The task: What is the number of lines holding the word "index"? Give that number alone.
** BEGIN **
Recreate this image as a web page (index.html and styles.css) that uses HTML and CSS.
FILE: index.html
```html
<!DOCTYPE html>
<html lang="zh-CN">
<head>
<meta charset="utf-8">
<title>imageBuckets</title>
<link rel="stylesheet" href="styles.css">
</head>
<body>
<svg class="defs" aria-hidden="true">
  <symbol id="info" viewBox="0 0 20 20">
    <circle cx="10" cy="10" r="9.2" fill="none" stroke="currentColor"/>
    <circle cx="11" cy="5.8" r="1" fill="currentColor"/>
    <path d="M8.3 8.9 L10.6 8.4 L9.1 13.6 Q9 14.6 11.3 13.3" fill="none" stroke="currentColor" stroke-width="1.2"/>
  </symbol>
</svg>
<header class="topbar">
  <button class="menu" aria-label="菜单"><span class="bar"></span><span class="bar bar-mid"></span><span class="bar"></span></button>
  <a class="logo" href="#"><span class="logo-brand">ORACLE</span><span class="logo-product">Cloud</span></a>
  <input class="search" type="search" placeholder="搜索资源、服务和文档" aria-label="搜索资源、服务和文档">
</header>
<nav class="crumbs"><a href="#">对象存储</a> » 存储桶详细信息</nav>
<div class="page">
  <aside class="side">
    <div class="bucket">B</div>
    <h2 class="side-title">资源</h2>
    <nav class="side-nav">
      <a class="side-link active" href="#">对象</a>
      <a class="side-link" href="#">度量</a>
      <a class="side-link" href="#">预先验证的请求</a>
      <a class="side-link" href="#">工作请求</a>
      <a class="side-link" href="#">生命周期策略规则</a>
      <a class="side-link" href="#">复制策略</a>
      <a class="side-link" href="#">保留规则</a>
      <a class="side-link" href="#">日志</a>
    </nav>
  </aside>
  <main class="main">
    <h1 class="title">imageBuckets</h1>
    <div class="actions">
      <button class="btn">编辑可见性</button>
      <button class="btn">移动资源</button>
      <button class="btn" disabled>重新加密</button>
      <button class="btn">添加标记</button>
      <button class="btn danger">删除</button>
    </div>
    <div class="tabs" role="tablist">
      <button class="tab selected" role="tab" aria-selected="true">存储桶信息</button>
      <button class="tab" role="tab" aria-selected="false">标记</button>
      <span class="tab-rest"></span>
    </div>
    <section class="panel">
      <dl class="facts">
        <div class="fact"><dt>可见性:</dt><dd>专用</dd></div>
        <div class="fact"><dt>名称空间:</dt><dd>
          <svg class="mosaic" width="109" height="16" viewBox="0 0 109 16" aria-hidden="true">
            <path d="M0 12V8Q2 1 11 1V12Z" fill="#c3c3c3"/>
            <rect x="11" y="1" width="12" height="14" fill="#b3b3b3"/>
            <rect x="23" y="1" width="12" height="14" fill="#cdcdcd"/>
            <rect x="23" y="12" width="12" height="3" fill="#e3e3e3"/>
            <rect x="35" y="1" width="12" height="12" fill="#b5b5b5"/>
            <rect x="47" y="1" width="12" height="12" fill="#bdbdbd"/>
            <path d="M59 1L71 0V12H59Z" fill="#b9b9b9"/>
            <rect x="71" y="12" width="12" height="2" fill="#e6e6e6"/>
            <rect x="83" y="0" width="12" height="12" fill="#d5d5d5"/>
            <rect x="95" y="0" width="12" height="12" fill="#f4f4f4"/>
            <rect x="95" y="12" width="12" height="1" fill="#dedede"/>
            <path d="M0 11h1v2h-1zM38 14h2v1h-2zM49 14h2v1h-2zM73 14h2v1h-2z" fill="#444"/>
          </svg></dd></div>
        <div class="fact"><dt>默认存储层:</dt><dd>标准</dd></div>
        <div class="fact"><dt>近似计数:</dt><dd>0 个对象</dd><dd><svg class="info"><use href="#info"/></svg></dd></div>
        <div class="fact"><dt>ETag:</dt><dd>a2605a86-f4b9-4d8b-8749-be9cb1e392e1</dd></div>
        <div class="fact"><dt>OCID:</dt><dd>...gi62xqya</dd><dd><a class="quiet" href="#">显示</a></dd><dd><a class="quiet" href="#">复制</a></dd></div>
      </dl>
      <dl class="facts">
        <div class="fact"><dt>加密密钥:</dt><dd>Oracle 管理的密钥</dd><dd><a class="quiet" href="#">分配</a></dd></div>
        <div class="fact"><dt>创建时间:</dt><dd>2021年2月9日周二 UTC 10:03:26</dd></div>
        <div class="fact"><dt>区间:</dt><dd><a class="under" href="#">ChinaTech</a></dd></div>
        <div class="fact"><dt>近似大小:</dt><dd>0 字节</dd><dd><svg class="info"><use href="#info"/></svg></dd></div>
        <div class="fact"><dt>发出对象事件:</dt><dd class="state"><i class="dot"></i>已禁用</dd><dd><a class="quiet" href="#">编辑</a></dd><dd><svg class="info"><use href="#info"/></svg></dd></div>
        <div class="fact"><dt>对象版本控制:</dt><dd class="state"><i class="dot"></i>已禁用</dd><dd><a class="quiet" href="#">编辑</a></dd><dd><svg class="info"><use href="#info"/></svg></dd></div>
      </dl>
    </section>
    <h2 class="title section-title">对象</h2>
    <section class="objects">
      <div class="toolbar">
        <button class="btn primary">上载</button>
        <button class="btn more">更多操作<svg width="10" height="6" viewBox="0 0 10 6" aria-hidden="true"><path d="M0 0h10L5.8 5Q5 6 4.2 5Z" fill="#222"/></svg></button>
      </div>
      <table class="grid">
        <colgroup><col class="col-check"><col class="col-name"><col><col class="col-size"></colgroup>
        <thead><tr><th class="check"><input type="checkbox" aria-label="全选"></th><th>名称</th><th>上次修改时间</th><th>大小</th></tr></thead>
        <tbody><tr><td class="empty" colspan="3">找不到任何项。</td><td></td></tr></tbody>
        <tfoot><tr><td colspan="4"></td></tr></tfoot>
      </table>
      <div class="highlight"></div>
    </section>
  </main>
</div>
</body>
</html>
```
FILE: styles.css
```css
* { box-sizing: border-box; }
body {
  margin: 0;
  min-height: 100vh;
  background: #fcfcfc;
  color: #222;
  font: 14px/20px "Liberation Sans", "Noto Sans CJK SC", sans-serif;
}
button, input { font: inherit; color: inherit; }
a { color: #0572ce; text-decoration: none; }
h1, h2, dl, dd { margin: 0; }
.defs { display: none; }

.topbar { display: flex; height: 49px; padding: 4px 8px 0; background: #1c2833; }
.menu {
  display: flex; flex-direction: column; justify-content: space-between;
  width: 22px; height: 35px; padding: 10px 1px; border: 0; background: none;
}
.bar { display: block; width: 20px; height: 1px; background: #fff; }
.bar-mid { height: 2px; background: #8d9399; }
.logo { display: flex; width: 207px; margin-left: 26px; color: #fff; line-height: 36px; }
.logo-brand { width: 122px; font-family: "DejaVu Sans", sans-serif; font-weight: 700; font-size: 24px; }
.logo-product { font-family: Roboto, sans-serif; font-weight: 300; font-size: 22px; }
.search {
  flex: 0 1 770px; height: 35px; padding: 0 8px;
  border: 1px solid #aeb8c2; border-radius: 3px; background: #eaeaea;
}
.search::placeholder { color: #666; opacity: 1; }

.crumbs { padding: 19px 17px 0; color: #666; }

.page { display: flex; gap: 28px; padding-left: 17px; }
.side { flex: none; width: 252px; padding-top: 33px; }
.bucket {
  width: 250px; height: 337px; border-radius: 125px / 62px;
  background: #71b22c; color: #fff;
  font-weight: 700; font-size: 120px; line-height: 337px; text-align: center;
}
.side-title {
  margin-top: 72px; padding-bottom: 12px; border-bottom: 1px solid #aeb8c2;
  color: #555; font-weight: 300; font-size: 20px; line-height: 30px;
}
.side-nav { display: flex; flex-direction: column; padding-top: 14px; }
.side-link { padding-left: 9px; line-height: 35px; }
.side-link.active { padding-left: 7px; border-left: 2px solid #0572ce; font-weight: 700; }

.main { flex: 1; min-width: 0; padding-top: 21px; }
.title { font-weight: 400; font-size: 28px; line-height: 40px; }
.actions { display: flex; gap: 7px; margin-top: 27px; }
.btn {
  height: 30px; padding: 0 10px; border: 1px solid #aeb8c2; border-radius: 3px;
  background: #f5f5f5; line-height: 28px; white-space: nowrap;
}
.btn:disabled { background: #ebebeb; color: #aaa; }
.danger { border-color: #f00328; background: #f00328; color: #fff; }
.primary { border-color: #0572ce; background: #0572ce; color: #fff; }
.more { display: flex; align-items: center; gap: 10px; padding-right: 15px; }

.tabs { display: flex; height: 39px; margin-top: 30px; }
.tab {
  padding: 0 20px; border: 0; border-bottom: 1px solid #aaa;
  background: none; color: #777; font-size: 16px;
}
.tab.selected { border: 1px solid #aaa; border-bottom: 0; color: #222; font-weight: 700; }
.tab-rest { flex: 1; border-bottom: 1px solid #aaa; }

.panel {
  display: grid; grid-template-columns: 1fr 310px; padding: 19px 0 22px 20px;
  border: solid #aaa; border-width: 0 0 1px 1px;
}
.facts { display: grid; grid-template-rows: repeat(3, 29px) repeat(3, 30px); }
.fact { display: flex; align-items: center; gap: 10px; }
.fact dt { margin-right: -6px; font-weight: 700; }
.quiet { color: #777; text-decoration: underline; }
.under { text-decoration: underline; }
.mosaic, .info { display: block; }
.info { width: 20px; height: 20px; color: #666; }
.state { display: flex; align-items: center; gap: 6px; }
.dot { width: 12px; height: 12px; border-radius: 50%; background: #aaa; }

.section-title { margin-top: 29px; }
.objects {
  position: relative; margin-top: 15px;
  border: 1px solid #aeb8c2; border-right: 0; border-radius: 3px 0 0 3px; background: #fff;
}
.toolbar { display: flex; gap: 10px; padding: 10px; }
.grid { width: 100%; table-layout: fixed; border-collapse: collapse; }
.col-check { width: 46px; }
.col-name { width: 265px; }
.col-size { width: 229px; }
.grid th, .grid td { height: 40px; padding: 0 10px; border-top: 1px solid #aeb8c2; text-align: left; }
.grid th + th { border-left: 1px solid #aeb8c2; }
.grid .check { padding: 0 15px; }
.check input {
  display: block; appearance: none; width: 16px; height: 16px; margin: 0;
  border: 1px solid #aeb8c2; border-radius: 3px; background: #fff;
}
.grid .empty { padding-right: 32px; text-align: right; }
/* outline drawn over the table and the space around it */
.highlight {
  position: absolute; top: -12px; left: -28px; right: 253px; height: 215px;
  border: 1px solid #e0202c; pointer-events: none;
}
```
** END **
Exercise output: 2